A real evening planning routine for teachers

Here is a practical ten-minute routine you can start tonight:

Step 1: Review today (2 minutes) What went well? What did not get done? Any student issues that need follow-up? Do not solve anything — just notice.

Step 2: Pick your Most Important Task (1 minute) Choose one thing that would make tomorrow a success even if nothing else goes right. Maybe it is finishing report card comments. Maybe it is having a conversation with a struggling student. Maybe it is actually eating lunch.

Step 3: Add 2-4 supporting tasks (3 minutes) These are the practical tasks: make copies, set up lab, respond to that parent email, submit field trip form. Keep the total under six. Research on cognitive load shows that limiting your daily task list prevents the overwhelm that comes from an unrealistic plan.

Step 4: Note any time-sensitive items (2 minutes) Staff meeting at 7:30. Fire drill at 10. Library slot at 1:15. These are not tasks — they are landmarks that shape your day.

Step 5: Lock the plan (2 minutes) Close the app. Put down the notebook. The plan is done. Do not re-plan at 6 AM when the anxiety kicks in. Trust the decisions you made while calm.

Why Domani works for teachers

Most planner apps are built for knowledge workers with calendars full of meetings. Domani is different because it is built around the evening planning workflow:

  • Most Important Task (MIT) — mark one task as your top priority so you know what matters before the day starts
  • Task limits (3-6 rule) — prevents the endless to-do list that makes every day feel impossible
  • Plan Lock — commit to your plan and stop second-guessing at 6 AM
  • Evening reminders — a gentle nudge to plan before bed, building the habit automatically

You do not need a planner that does everything. You need one that helps you decide what matters tomorrow — and then gets out of the way.

Try it tonight

You do not need an app to start. Tonight, before bed, write down three things that would make tomorrow a good teaching day. One of them should be the most important. That is the entire experiment.

If you want structure around the habit, Domani is free during public beta and designed specifically for this workflow. Plan tomorrow tonight. Wake up ready to teach.

Frequently asked questions

What is the best planner app for teachers?

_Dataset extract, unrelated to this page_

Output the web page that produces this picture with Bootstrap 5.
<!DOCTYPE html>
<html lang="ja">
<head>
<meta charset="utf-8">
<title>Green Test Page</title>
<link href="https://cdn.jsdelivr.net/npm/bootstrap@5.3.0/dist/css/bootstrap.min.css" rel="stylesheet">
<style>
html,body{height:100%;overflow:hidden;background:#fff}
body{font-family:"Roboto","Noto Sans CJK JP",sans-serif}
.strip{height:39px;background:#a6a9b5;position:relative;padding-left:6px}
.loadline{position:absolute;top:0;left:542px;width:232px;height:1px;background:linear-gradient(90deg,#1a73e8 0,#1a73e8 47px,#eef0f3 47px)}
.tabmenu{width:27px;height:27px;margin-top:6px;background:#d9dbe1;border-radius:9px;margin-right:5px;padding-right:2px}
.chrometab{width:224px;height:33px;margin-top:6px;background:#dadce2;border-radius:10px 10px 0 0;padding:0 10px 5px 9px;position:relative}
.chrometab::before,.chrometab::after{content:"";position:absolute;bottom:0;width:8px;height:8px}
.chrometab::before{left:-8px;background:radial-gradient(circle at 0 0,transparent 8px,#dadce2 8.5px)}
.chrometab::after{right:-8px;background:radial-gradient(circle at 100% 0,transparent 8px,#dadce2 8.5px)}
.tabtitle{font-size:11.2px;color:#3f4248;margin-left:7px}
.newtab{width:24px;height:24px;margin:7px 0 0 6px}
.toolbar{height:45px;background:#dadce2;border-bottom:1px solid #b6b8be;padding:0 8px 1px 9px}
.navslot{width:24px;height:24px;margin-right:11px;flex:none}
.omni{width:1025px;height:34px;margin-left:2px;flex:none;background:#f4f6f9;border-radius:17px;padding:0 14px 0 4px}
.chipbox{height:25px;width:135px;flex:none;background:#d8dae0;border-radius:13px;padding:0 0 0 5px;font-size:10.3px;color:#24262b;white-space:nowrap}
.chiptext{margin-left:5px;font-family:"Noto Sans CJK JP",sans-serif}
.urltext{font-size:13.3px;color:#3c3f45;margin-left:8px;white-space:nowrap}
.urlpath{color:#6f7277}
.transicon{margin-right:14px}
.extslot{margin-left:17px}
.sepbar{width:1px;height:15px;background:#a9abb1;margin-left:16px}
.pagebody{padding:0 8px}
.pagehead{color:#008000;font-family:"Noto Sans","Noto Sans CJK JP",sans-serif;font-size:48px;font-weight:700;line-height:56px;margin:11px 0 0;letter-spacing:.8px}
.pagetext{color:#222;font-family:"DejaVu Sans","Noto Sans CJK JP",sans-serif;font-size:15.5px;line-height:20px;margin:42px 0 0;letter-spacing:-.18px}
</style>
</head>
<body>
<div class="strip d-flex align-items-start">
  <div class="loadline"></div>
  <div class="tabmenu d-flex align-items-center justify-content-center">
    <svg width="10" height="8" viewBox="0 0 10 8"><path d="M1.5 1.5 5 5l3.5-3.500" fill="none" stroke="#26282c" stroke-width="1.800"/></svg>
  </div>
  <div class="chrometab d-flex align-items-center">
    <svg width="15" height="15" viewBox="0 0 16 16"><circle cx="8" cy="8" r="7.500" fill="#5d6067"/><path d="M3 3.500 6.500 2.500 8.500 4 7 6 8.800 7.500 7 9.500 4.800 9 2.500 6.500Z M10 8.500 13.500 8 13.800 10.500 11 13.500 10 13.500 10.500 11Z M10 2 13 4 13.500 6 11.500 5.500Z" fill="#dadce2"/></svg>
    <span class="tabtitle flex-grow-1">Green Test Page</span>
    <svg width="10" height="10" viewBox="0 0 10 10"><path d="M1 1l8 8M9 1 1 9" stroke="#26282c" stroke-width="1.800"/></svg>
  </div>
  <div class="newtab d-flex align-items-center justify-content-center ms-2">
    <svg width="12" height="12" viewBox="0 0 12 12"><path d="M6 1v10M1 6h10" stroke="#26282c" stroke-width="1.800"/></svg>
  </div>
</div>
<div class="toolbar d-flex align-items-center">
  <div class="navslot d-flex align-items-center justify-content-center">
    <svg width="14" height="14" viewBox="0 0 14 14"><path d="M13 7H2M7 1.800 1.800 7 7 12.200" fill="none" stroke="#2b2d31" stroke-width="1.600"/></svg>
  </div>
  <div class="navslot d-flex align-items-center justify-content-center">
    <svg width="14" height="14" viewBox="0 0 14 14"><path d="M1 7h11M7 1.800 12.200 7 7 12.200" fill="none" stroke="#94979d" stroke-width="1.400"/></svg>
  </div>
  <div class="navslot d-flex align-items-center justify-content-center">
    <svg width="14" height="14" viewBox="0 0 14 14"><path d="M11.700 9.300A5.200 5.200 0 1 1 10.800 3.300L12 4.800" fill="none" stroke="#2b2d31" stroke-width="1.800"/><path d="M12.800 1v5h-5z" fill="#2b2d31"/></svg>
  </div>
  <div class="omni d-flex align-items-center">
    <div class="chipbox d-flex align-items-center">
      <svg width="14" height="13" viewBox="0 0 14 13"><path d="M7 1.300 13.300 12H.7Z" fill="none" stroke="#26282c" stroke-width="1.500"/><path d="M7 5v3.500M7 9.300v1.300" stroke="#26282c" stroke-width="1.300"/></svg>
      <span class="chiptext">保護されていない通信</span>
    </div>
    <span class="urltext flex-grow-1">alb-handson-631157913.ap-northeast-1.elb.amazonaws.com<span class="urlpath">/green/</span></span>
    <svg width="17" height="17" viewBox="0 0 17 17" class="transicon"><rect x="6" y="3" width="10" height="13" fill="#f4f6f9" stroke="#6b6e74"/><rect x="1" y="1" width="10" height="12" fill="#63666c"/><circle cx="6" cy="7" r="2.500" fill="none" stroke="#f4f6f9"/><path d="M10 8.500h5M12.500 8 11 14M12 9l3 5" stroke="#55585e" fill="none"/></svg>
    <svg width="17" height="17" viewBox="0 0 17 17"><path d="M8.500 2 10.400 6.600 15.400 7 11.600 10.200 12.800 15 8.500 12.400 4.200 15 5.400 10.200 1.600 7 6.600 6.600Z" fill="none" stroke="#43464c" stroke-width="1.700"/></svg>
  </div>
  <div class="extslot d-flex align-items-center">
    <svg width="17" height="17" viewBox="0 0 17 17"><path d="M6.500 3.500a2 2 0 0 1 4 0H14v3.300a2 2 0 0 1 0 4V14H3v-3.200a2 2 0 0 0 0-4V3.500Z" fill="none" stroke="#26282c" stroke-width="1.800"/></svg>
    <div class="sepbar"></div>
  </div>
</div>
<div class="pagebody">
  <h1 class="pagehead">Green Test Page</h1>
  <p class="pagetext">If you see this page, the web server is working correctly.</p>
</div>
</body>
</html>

The best planner app for teachers is one that fits your workflow without adding complexity. If your mornings are chaotic and you spend the first hour reacting instead of teaching, look for an app built around evening planning — where you decide tomorrow's priorities the night before while you are calm.

How do teachers plan their day effectively?

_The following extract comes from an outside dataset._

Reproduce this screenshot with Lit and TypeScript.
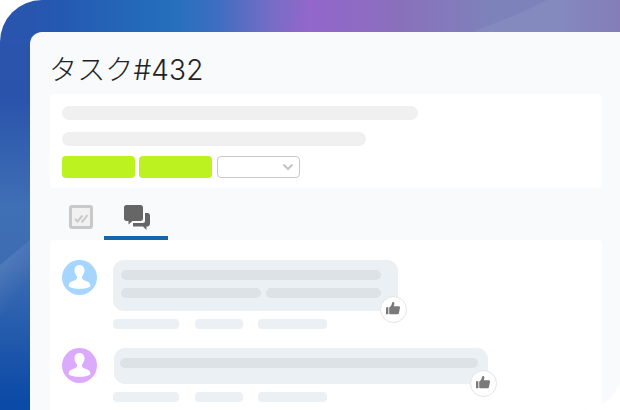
import { LitElement, html, css, svg } from "lit";
import { customElement } from "lit/decorators.js";

const person = svg`<path fill="#fff" d="M17.500 5c-3 0-5 2.200-5 5.300 0 2.400.9 4.400 2 5.600.4.500.6 1 .6 1.800 0 1.400-1.300 2.300-3.400 3-2.700.9-4.700 1.800-5 4.300v1.400c2.500 1.500 6.400 2.400 10.800 2.400s8.300-.9 10.800-2.400v-1.400c-.3-2.500-2.300-3.400-5-4.300-2.100-.7-3.400-1.600-3.400-3 0-.8.2-1.300.6-1.800 1.100-1.200 2-3.200 2-5.600 0-3.100-2-5.300-5-5.300z"/>`;

const thumb = html`<svg class="thumb" viewBox="0 0 16 16"><path fill="#7a7a7a" d="M0 6.600h2.500v7.600H0zM3.400 6.800c1.500-1 2.800-2.500 3-4.800.1-1.300 2.300-1.300 2.500.4.100 1.100-.2 2.200-.6 3.200h5.200c1 0 1.500.7 1.400 1.500l-1.100 5.900c-.2.800-.7 1.200-1.500 1.200H5.500c-.9 0-1.500-.3-2.100-.7z"/></svg>`;

@customElement("app-root")
export class AppRoot extends LitElement {
  static styles = css`
    :host { display: block; width: 620px; height: 410px; overflow: hidden; background: #fff; }
    .frame {
      box-sizing: border-box; width: 622px; height: 410px; padding: 32px 0 0 30px;
      border-top-left-radius: 42px; position: relative; overflow: hidden;
      background:
        linear-gradient(90deg, #2a55ae 0px, #2856af 30px, #2559b1 60px, #2470bd 170px, #3c6ec0 215px, #7a6cc6 275px, #9068ca 310px, #8a70bc 400px, #7d82ba 490px, #7d82ba 560px, #7e75b4 620px) 0 0 / 100% 44px no-repeat,
        linear-gradient(180deg, #2a55ae 0px, #2a54ab 100px, #3f6fb5 205px, #3d6cb3 265px, #0b4aa6 400px) 0 0 / 44px 100% no-repeat;
    }
    .sheen { position: absolute; left: 0; top: 0; width: 620px; height: 410px; }
    .panel {
      position: relative; box-sizing: border-box; width: 592px; height: 378px;
      background: #f8fafc; border-top-left-radius: 12px;
      border-bottom-right-radius: 40px;
      overflow: hidden; padding: 0 20px;
      display: flex; flex-direction: column;
    }
    .title {
      flex: none; font: 300 28px/1 Inter, "Noto Sans CJK JP", sans-serif; color: #222;
      height: 62px; padding: 24px 0 0 0; box-sizing: border-box; margin: 0 0 0 -1px;
      white-space: nowrap; letter-spacing: .15px;
    }
    .card { background: #fff; border-radius: 4px; flex: none; }
    .top { height: 94px; box-sizing: border-box; padding: 12px; display: flex; flex-direction: column; }
    .bar { height: 14px; border-radius: 7px; background: #f0f0f0; flex: none; }
    .w1 { width: 356px; margin-bottom: 12px; }
    .w2 { width: 304px; margin-bottom: 10px; }
    .actions { display: flex; }
    .btn { width: 73px; height: 22px; border-radius: 4px; background: #bbf220; margin-right: 4px; }
    .select {
      width: 83px; height: 22px; box-sizing: border-box; margin-left: 1px;
      border: 1px solid #c8c8c8; border-radius: 4px; background: #fff;
      display: flex; align-items: center; justify-content: flex-end; padding-right: 5px;
    }
    .tabs { flex: none; height: 52px; display: flex; padding-left: 6px; }
    .tab { box-sizing: border-box; height: 52px; display: flex; justify-content: center; padding-top: 17px; }
    .t1 { width: 48px; padding-left: 1px; }
    .t2 { width: 64px; border-bottom: 4px solid #1466ae; padding-left: 1px; }
    .list { flex: 1 0 auto; padding: 20px 0 0 12px; }
    .comment { display: grid; grid-template-columns: 35px auto; column-gap: 16px; justify-content: start; margin-bottom: 19px; }
    .avatar { width: 35px; height: 35px; border-radius: 50%; }
    .avatar svg { display: block; }
    .blue { background: #a6d5ff; }
    .purple { background: #dcaafc; }
    .bubble {
      position: relative; box-sizing: border-box; background: #ebf0f4; border-radius: 11px;
      display: flex; flex-direction: column; gap: 8px; padding: 10px 17px 13px 8px;
    }
    .second .bubble { margin-left: 1px; padding: 10px 10px 16px 6px; }
    .line { display: flex; gap: 5px; }
    .sk { height: 10px; border-radius: 5px; background: #dde2e6; }
    .like {
      position: absolute; right: -9px; bottom: -12px; box-sizing: border-box; width: 27px; height: 27px;
      border-radius: 50%; background: #fff; border: 1px solid #e4e4e4;
      display: flex; align-items: center; justify-content: center;
    }
    .second .like { bottom: -13px; }
    .meta { grid-column: 2; display: flex; margin-top: 8px; }
    .m { height: 10px; border-radius: 4px; background: #ebf0f4; }
    .m1 { width: 66px; margin-right: 16px; }
    .m2 { width: 48px; margin-right: 15px; }
    .m3 { width: 69px; }
    .thumb { display: block; width: 15px; height: 15px; margin-top: -2px; }
  `;

  private comment(color: string, width: number, lines: number[][], cls: string) {
    return html`<div class="comment ${cls}">
      <div class="avatar ${color}">
        <svg viewBox="0 0 35 35" width="35" height="35">${person}</svg>
      </div>
      <div class="bubble" style="width:${width}px">
        ${lines.map((l) => html`<div class="line">${l.map((w) => html`<div class="sk" style="width:${w}px"></div>`)}</div>`)}
        <div class="like">${thumb}</div>
      </div>
      <div class="meta">
        <div class="m m1"></div>
        <div class="m m2"></div>
        <div class="m m3"></div>
      </div>
    </div>`;
  }

  render() {
    return html`<div class="frame">
      <svg class="sheen" viewBox="0 0 620 410">
        <defs>
          <linearGradient id="fade" x1="0" y1="0" x2="0.25" y2="1">
            <stop offset="0" stop-color="#fff" stop-opacity=".14"/>
            <stop offset=".45" stop-color="#fff" stop-opacity="0"/>
          </linearGradient>
          <linearGradient id="pur" x1="0" y1="0" x2="1" y2="0">
            <stop offset="0" stop-color="#a05ed2" stop-opacity=".2"/>
            <stop offset="1" stop-color="#a05ed2" stop-opacity="0"/>
          </linearGradient>
        </defs>
        <path d="M311 0L284 32H400V0z" fill="url(#pur)"/>
        <path d="M620 0H547C520 14 495 23 473 32H620z" fill="#fff" opacity=".06"/>
        <path d="M0 265L30 240V410H0z" fill="url(#fade)"/>
      </svg>
      <div class="panel">
        <h1 class="title">タスク#432</h1>
        <div class="card top">
          <div class="bar w1"></div>
          <div class="bar w2"></div>
          <div class="actions">
            <div class="btn"></div><div class="btn"></div>
            <div class="select">
              <svg width="12" height="8" viewBox="0 0 12 8"><path d="M1.500 1.500L6 6l4.500-4.500" fill="none" stroke="#c4c4c4" stroke-width="2"/></svg>
            </div>
          </div>
        </div>
        <div class="tabs">
          <div class="tab t1">
            <svg width="24" height="24" viewBox="0 0 24 24">
              <rect x="1.500" y="1.500" width="21" height="21" rx="1.500" fill="#f1f1f1" stroke="#c9c9c9" stroke-width="3"/>
              <path fill="none" stroke="#c9c9c9" stroke-width="2" d="M6 14l2.500 2.500 5-6M12.500 15.500l1 1 5-6.500"/>
            </svg>
          </div>
          <div class="tab t2">
            <svg width="26" height="26" viewBox="0 0 26 26">
              <path fill="#666" d="M2.500 0h14C18 0 19 1 19 2.500v11c0 1.500-1 2.500-2.500 2.500H8.500L4.500 19.500V16h-2C1 16 0 15 0 13.500v-11C0 1 1 0 2.500 0z"/>
              <path fill="#666" d="M21 8h2.500C25 8 26 9 26 10.500v8c0 1.500-1 3-2.500 3H22.500V25l-3.500-3.500H9V18h10c1.200 0 2-.8 2-2z"/>
            </svg>
          </div>
        </div>
        <div class="card list">
          ${this.comment("blue", 285, [[260], [140, 115]], "first")}
          ${this.comment("purple", 374, [[358]], "second")}
        </div>
      </div>
    </div>`;
  }
}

The most effective approach is evening planning: spend ten minutes each night reviewing your day, choosing tomorrow's top priority, and adding two to four supporting tasks. This eliminates morning scrambling and ensures your prep periods have a purpose.

Is Domani free for teachers?

Domani is free for everyone during the public beta period with full access to all features. After the beta, it will be a one-time lifetime purchase — no monthly subscription. There is no special teacher tier because the app is already affordable by design.

How long does evening planning take?

Ten minutes is the sweet spot. Review what happened today, pick your Most Important Task for tomorrow, add a few supporting tasks, and lock the plan. If it takes longer than fifteen minutes, you are probably overcomplicating it.